Die Identität eines Menschen wird als die Summe seiner
Eigenschaften, Erfahrungen, Erinnerungen und Ideen angesehen. Jeder Mensch hat
eine einzigartige Identität, die er durch seine Entwicklung gewonnen hat, und
die sich in seiner Zukunft fortsetzt. Wesentlich für seine Identität sind die Erbanlagen,
die zutiefst in Wechselwirkung mit
seinen Umwelteinflüssen stehen, aber auch der Zufall spielt eine wichtige
Rolle. Dazu kommt seine Reflexionsfähigkeit, die in Abhängigkeit von
kulturellen, sozialen und persönlichen Gegebenheiten eine aktive Auseinandersetzung
mit seiner Identität ermöglicht. Erweitert wird dieses Wechselspiel durch
mentale Abläufe, die von Illusionen, Kreativität bis zu tiefgehenden
Erkenntnissen über seine Welt reichen. Somit ist seine Identität nichts
Statisches, sondern unterliegt einer Dynamik mit sehr vielen Faktoren.
Ein wesentliches Merkmal einer Person ist sein verkörpertes
Subjekt, seine notwendige Einheit aus subjektiver Selbsterfahrung und
systemischer Biologie. Bewusstes Erleben ist ein dynamischer Prozess der
Interaktion von Gehirn, Körper und Umwelt.
Besondere Fallstudien von adoptierten Kindern, die aus
fremden Kulturen stammen, von getrennt
aufgewachsenen eineiigen Zwillingen, von wild aufgewachsenen oder sozial
isolierten Kindern, oder von Kindern mit starken körperlichen
Beeinträchtigungen, wie z.B. frühkindliche Taubblindheit, die aber
bestmögliche Unterstützung erhalten,
zeigen, wie unterschiedlich sich die Persönlichkeit eines Menschen bei
unterschiedlichen Rahmenbedingungen entwickeln kann.
Die gleichen Fallbeispiele können aber auch zu der Idee
inspirieren, dass sich ein Mensch mit jemanden anderen verbunden fühlen kann,
wenn er nur mit den Lebensumständen des Anderen vollständig vertraut wäre.
Getrennt aufgewachsenen eineiigen Zwillingen fühlen sich ohne weiteres Zutun
miteinander verbunden: Der Eine könnte genauso gut der Andere sein.
Gedankenexperimente können diese Idee der Verbundenheit
unterstützen: Angenommen, jemand wäre
einige Jahrhunderte früher geboren, welch einen enorm anderen Weg hätte dann die
Entwicklung seiner Persönlichkeit genommen?

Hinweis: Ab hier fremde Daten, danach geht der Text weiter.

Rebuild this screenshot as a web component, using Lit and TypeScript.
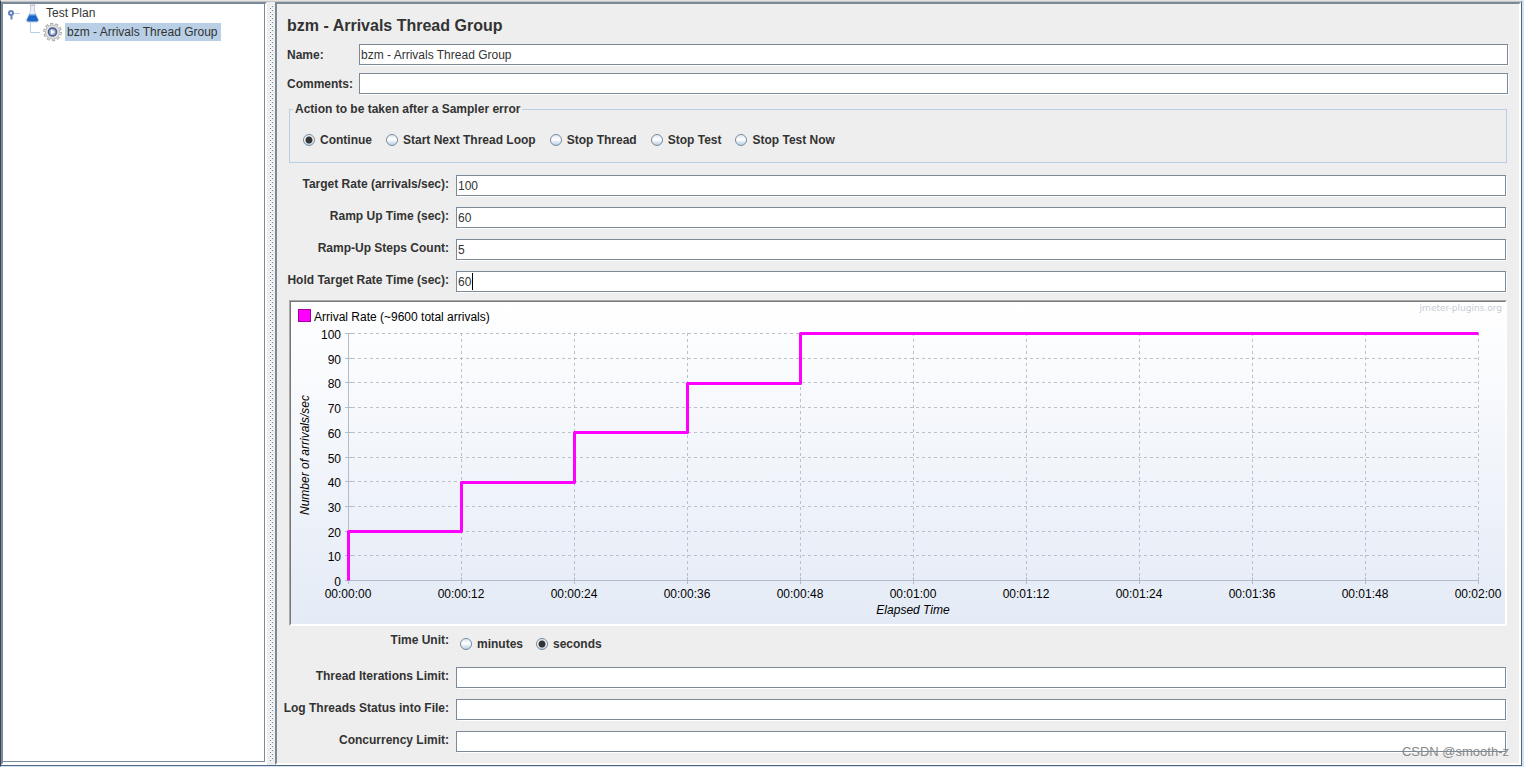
import { LitElement, html, svg, css } from "lit";
import { customElement, property, state } from "lit/decorators.js";

interface RatePoint {
  time: number;
  rate: number;
}

const clock = (seconds: number): string =>
  [Math.floor(seconds / 3600), Math.floor(seconds / 60) % 60, seconds % 60]
    .map((part) => String(part).padStart(2, "0"))
    .join(":");

/** Schedule preview: arrival rate over elapsed time, redrawn at the width available. */
@customElement("rate-chart")
export class RateChart extends LitElement {
  @property({ type: Number }) target = 100;
  @property({ type: Number }) ramp = 60;
  @property({ type: Number }) steps = 5;
  @property({ type: Number }) hold = 60;
  @state() private width = 1214;

  private observer = new ResizeObserver((entries) => {
    this.width = Math.max(300, Math.round(entries[0].contentRect.width) - 2);
  });

  static styles = css`
    :host {
      display: block;
      border: 1px solid;
      border-color: #a8a8a8 #fff #fff #a8a8a8;
      background: linear-gradient(#fff, #e4ebf6);
      min-width: 0;
      overflow: hidden;
    }
    svg {
      display: block;
      box-sizing: border-box;
      width: 100%;
      height: 324px;
      border: 1px solid;
      border-color: #777 #fff #fff #777;
      font: 12px "Liberation Sans", Arial, sans-serif;
      fill: #000;
    }
    .grid {
      stroke: #bac0cc;
      stroke-dasharray: 3 3;
    }
    .axis {
      stroke: #b4bcc9;
    }
    .end {
      text-anchor: end;
    }
    .mid {
      text-anchor: middle;
    }
    .title {
      font-style: italic;
      text-anchor: middle;
    }
    .series {
      fill: none;
      stroke: #f0f;
      stroke-width: 3;
      stroke-linejoin: round;
    }
    .swatch {
      fill: #f0f;
      stroke: #a000a0;
    }
    .credit {
      font: 9px "DejaVu Sans", Verdana, sans-serif;
      fill: #c8ccd6;
      text-anchor: end;
    }
  `;

  connectedCallback() {
    super.connectedCallback();
    this.observer.observe(this);
  }

  disconnectedCallback() {
    this.observer.disconnect();
    super.disconnectedCallback();
  }

  private schedule(): RatePoint[] {
    const points: RatePoint[] = [{ time: 0, rate: 0 }];
    const stepTime = this.ramp / this.steps;
    for (let i = 1; i <= this.steps; i++) {
      const rate = (this.target * i) / this.steps;
      const start = (i - 1) * stepTime;
      points.push({ time: start, rate });
      points.push({ time: i === this.steps ? this.ramp + this.hold : i * stepTime, rate });
    }
    return points;
  }

  render() {
    const left = 57;
    const right = this.width - 27;
    const top = 31;
    const bottom = 278;
    const total = this.ramp + this.hold;
    const x = (t: number) => Math.round(left + ((right - left) * t) / total) + 0.5;
    const level = (r: number) => bottom - ((bottom - top) * r) / this.target;
    const y = (r: number) => Math.round(level(r)) + 0.5;
    const times = Array.from({ length: 11 }, (_, i) => (total * i) / 10);
    const rates = Array.from({ length: 11 }, (_, i) => (this.target * i) / 10);
    const line = this.schedule()
      .map((p) => `${x(p.time)},${Math.ceil(level(p.rate)) + 0.5}`)
      .join(" ");

    return html`<svg role="img" aria-label="Arrival Rate">
      ${times.slice(1).map(
        (t) => svg`<line class="grid" x1=${x(t)} x2=${x(t)} y1=${bottom - 4} y2=${top}></line>
          <line class="axis" x1=${x(t)} x2=${x(t)} y1=${bottom - 3} y2=${bottom + 4}></line>`
      )}
      ${rates.slice(1).map(
        (r) => svg`<line class="grid" x1=${left + 4} x2=${right} y1=${y(r)} y2=${y(r)}></line>
          <line class="axis" x1=${left - 3} x2=${left + 4} y1=${y(r)} y2=${y(r)}></line>`
      )}
      <line class="axis" x1=${left - 3} x2=${right + 1} y1=${y(0)} y2=${y(0)}></line>
      <line class="axis" x1=${x(0)} x2=${x(0)} y1=${top} y2=${bottom + 4}></line>
      ${rates.map((r) => svg`<text class="end" x="50" y=${y(r) + 5.5}>${r}</text>`)}
      ${times.map((t) => svg`<text class="mid" x=${x(t) - 0.5} y="296">${clock(t)}</text>`)}
      <polyline class="series" points=${line}></polyline>
      <rect class="swatch" x="7.5" y="7.5" width="12" height="12"></rect>
      <text x="23" y="19">Arrival Rate (~9600 total arrivals)</text>
      <text class="title" x=${(left + right) / 2} y="312">Elapsed Time</text>
      <text class="title" transform="translate(18 153) rotate(-90)">Number of arrivals/sec</text>
      <text class="credit" x=${this.width - 3} y="9">jmeter-plugins.org</text>
    </svg>`;
  }
}

@customElement("app-root")
export class AppRoot extends LitElement {
  static styles = css`
    * {
      box-sizing: border-box;
    }
    :host {
      --slate: #7a8a99;
      --ink: #333;
      --sky: #b8cfe5;
      display: flex;
      box-sizing: border-box;
      min-height: 100vh;
      border: 1px solid;
      border-color: #e4e4e4 #cfe3f7 #cfe3f7 #3c4656;
      border-right-width: 2px;
      background: #eee;
      color: var(--ink);
      font: 12px/18px "Liberation Sans", Arial, sans-serif;
    }
    .window {
      flex: 1;
      display: flex;
      min-width: 0;
      border-top: 1px solid #c4c4c4;
      border-bottom: 1px solid #56657a;
      border-right: 1px solid #56657a;
    }
    .tree {
      flex: none;
      width: 266px;
      border: 2px solid;
      border-color: var(--slate) #fff #fff var(--slate);
      background: #fff;
    }
    .tree-body {
      height: 100%;
      border-right: 1px solid var(--slate);
      border-bottom: 1px solid var(--slate);
      padding-left: 4px;
    }
    .tree ul {
      list-style: none;
      margin: 0;
      padding: 0;
    }
    .tree .root {
      margin-top: -1px;
    }
    .node {
      display: flex;
      align-items: center;
      height: 19px;
    }
    .node svg {
      flex: none;
      overflow: visible;
    }
    .node span {
      padding: 0 3px 0 2px;
    }
    .child {
      padding-left: 22px;
    }
    .selected {
      background: var(--sky);
    }
    .divider {
      flex: none;
      width: 8px;
      padding: 3px 0 4px 3px;
    }
    .dots {
      display: block;
      width: 4px;
      height: 100%;
    }
    .editor {
      flex: 1;
      min-width: 0;
      border: 2px solid;
      border-color: var(--slate) #fff #fff var(--slate);
      padding: 12px 11px 10px 10px;
      font-weight: bold;
    }
    h1 {
      margin: 0 0 8px;
      font-size: 16px;
      line-height: 20px;
    }
    .head {
      display: grid;
      grid-template-columns: 65px minmax(0, 1fr);
      gap: 8px 7px;
      align-items: center;
    }
    input[type="text"] {
      display: block;
      width: 100%;
      height: 21px;
      border: 1px solid var(--slate);
      border-radius: 0;
      padding: 0 2px 0 1px;
      background: #fff;
      box-shadow: 1px 1px 0 #fff;
      color: var(--ink);
      font: 12px "Liberation Sans", Arial, sans-serif;
      outline: none;
    }
    .body {
      margin: 6px 1px 0 2px;
    }
    fieldset {
      margin: 0;
      padding: 13px 13px 13px;
      border: 1px solid var(--sky);
      min-width: 0;
    }
    legend {
      margin-left: -10px;
      padding: 0 2px;
      line-height: 18px;
    }
    .choices {
      display: flex;
      flex-wrap: wrap;
      gap: 0 14px;
    }
    .choices label {
      display: flex;
      align-items: center;
      gap: 5px;
    }
    input[type="radio"] {
      appearance: none;
      width: 12px;
      height: 12px;
      margin: 0;
      border: 1px solid var(--slate);
      border-radius: 50%;
      background: linear-gradient(#dde8f3, #fff 45%, #b8cfe5);
    }
    input[type="radio"]:checked {
      background: radial-gradient(circle, #333 3px, transparent 4px),
        linear-gradient(#dde8f3, #fff 45%, #b8cfe5);
    }
    .rows {
      display: grid;
      grid-template-columns: 160px minmax(0, 1fr);
      gap: 11px 7px;
      margin-right: 1px;
    }
    .rows > label,
    .caption {
      justify-self: end;
      white-space: nowrap;
    }
    .rates {
      margin-top: 12px;
    }
    rate-chart {
      margin: 8px 0 5px;
    }
    .unit {
      display: grid;
      grid-template-columns: 160px minmax(0, 1fr);
      gap: 11px;
      margin-bottom: 10px;
    }
    .unit .choices {
      height: 26px;
      gap: 13px;
    }
    .field {
      position: relative;
    }
    .caret {
      position: absolute;
      left: 16px;
      top: 2px;
      width: 1px;
      height: 17px;
      background: #000;
    }
    .mark {
      position: absolute;
      right: 15px;
      bottom: 6px;
      color: #888;
      font-size: 13px;
    }
  `;

  private radio(group: string, label: string, checked = false) {
    return html`<label><input type="radio" name=${group} .checked=${checked} />${label}</label>`;
  }

  private row(id: string, label: string, value = "", caret = false) {
    return html`<label for=${id}>${label}</label>
      <div class="field">
        <input type="text" id=${id} .value=${value} />
        ${caret ? html`<span class="caret"></span>` : ""}
      </div>`;
  }

  render() {
    return html`
      <div class="window">
        <nav class="tree">
          <div class="tree-body">
            <ul class="root">
              <li>
                <div class="node">
                  <svg width="37" height="19" viewBox="0 0 37 19">
                    <path d="M7 10.500H13" stroke="#b8cfe5" />
                    <circle cx="4" cy="10" r="2" fill="#fff" stroke="#6382bf" stroke-width="2" />
                    <path d="M4.500 12.500v4" stroke="#6382bf" stroke-width="2" />
                    <path d="M23.500 2.500h4v6l4 8.500q.5 2-1.500 2h-9q-2 0-1.500-2l4-8.500z" fill="#e8eff6" stroke="#c3ccd8" />
                    <path d="M22.500 11.500h6l2.500 5q.5 2-1.500 2h-8q-2 0-1.500-2z" fill="#1b66c9" />
                    <path d="M22.500 12h6" stroke="#6db1f2" />
                    <path d="M22.500 2h6" stroke="#b0bdca" />
                  </svg>
                  <span>Test Plan</span>
                </div>
                <ul>
                  <li class="node child">
                    <svg width="36" height="19" viewBox="0 0 36 19">
                      <path d="M1.500 0V10.500H11" fill="none" stroke="#b8cfe5" />
                      <circle cx="23.500" cy="10" r="8" fill="none" stroke="#a6a6a6" stroke-width="2.600" stroke-dasharray="3 2.027" />
                      <circle cx="23.500" cy="10" r="7" fill="#e4e4e4" stroke="#b4b4b4" />
                      <circle cx="23.500" cy="10" r="7.600" fill="none" stroke="#dedede" stroke-width="1.800" stroke-dasharray="1.600 3.175" stroke-dashoffset="-.6" />
                      <circle cx="23.500" cy="10" r="4" fill="#9db4d6" stroke="#465c88" stroke-width="1.600" />
                      <path d="M22 7.500l4 2.500-4 2.500z" fill="#fff" />
                    </svg>
                    <span class="selected">bzm - Arrivals Thread Group</span>
                  </li>
                </ul>
              </li>
            </ul>
          </div>
        </nav>
        <div class="divider">
          <svg class="dots" aria-hidden="true">
            <defs>
              <pattern id="bumps" width="4" height="4" patternUnits="userSpaceOnUse">
                <path d="M0 2h1v1H0zM2 0h1v1H2z" fill="#fff" />
                <path d="M0 3h1v1H0zM2 1h1v1H2z" fill="#7a8a99" />
              </pattern>
            </defs>
            <rect width="4" height="100%" fill="url(#bumps)" />
          </svg>
        </div>
        <main class="editor">
          <h1>bzm - Arrivals Thread Group</h1>
          <div class="head">
            ${this.row("name", "Name:", "bzm - Arrivals Thread Group")}
            ${this.row("comments", "Comments:")}
          </div>
          <div class="body">
            <fieldset>
              <legend>Action to be taken after a Sampler error</legend>
              <div class="choices">
                ${this.radio("action", "Continue", true)}
                ${this.radio("action", "Start Next Thread Loop")}
                ${this.radio("action", "Stop Thread")}
                ${this.radio("action", "Stop Test")}
                ${this.radio("action", "Stop Test Now")}
              </div>
            </fieldset>
            <div class="rows rates">
              ${this.row("target", "Target Rate (arrivals/sec):", "100")}
              ${this.row("ramp", "Ramp Up Time (sec):", "60")}
              ${this.row("steps", "Ramp-Up Steps Count:", "5")}
              ${this.row("hold", "Hold Target Rate Time (sec):", "60", true)}
            </div>
            <rate-chart></rate-chart>
            <div class="unit" role="radiogroup" aria-labelledby="unit">
              <span class="caption" id="unit">Time Unit:</span>
              <div class="choices">
                ${this.radio("unit", "minutes")} ${this.radio("unit", "seconds", true)}
              </div>
            </div>
            <div class="rows">
              ${this.row("iterations", "Thread Iterations Limit:")}
              ${this.row("log", "Log Threads Status into File:")}
              ${this.row("limit", "Concurrency Limit:")}
            </div>
          </div>
        </main>
      </div>
      <div class="mark">CSDN @smooth-z</div>
    `;
  }
}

Oder jemand hätte durch einen
Unfall das Gedächtnis verloren, und wüsste zwar, dass er vor dem Unfall gelebt
haben muss, hätte aber kein Wissen mehr davon. Wäre dieser Unfall im Ausland passiert, und gäbe es für ihn keine
Identitätshinweise, so könnte er keinen Bezug zum Vorleben herstellen. Weiters
stützt diese Idee die Tatsache, dass nicht bestimmte Materie unseren Körper und
damit auch unser Bewusstsein ausmacht, sondern nur bestimmt strukturierte
Materie, da viele unserer Körperzellen ständig ausgetauscht werden. Derart
strukturierte Materie könnte sich irgendwo oder irgendwann im Universum
identisch wiederfinden. In einer bestimmten Weise, also nicht in unserem
Verständnis als der gleiche lebende Organismus, aber mental wäre dann dieses "Du" auch "Ich" selbst. Und weil sich
die persönliche Identität ständig ändert, ist auch für ein sich Wiederfinden in
einer fremden Identität kein identisches Doppel erforderlich.
Unser Bewusstseins, also unser Erleben, ist ein ständiges
Fließen im Hier und Jetzt, findet also immer nur in der Gegenwart statt, und
kann auch keinem bestimmten Ort zugeordnet werden. Es gelten somit keine
Grenzen von Raum und Zeit. Je nachdem, ob unser "Ich" aus beständigen Inhalten
besteht (wahre bzw. vernünftige Inhalte, oder aus Vergänglichen (Illusionen und
Unvernünftiges), wird hier zwischen selbstbestimmten oder fremdbestimmten "Ich"
unterschieden. Dabei wird die Idee vertreten, dass sich nur selbstbestimmte
Identitäten, die sich ähnlich sind, unabhängig von Raum und Zeit wiederfinden
können. Dieses sich Wiederfinden bedarf zusätzlich der Liebe, um die
menschliche Begrenztheit zu überwinden.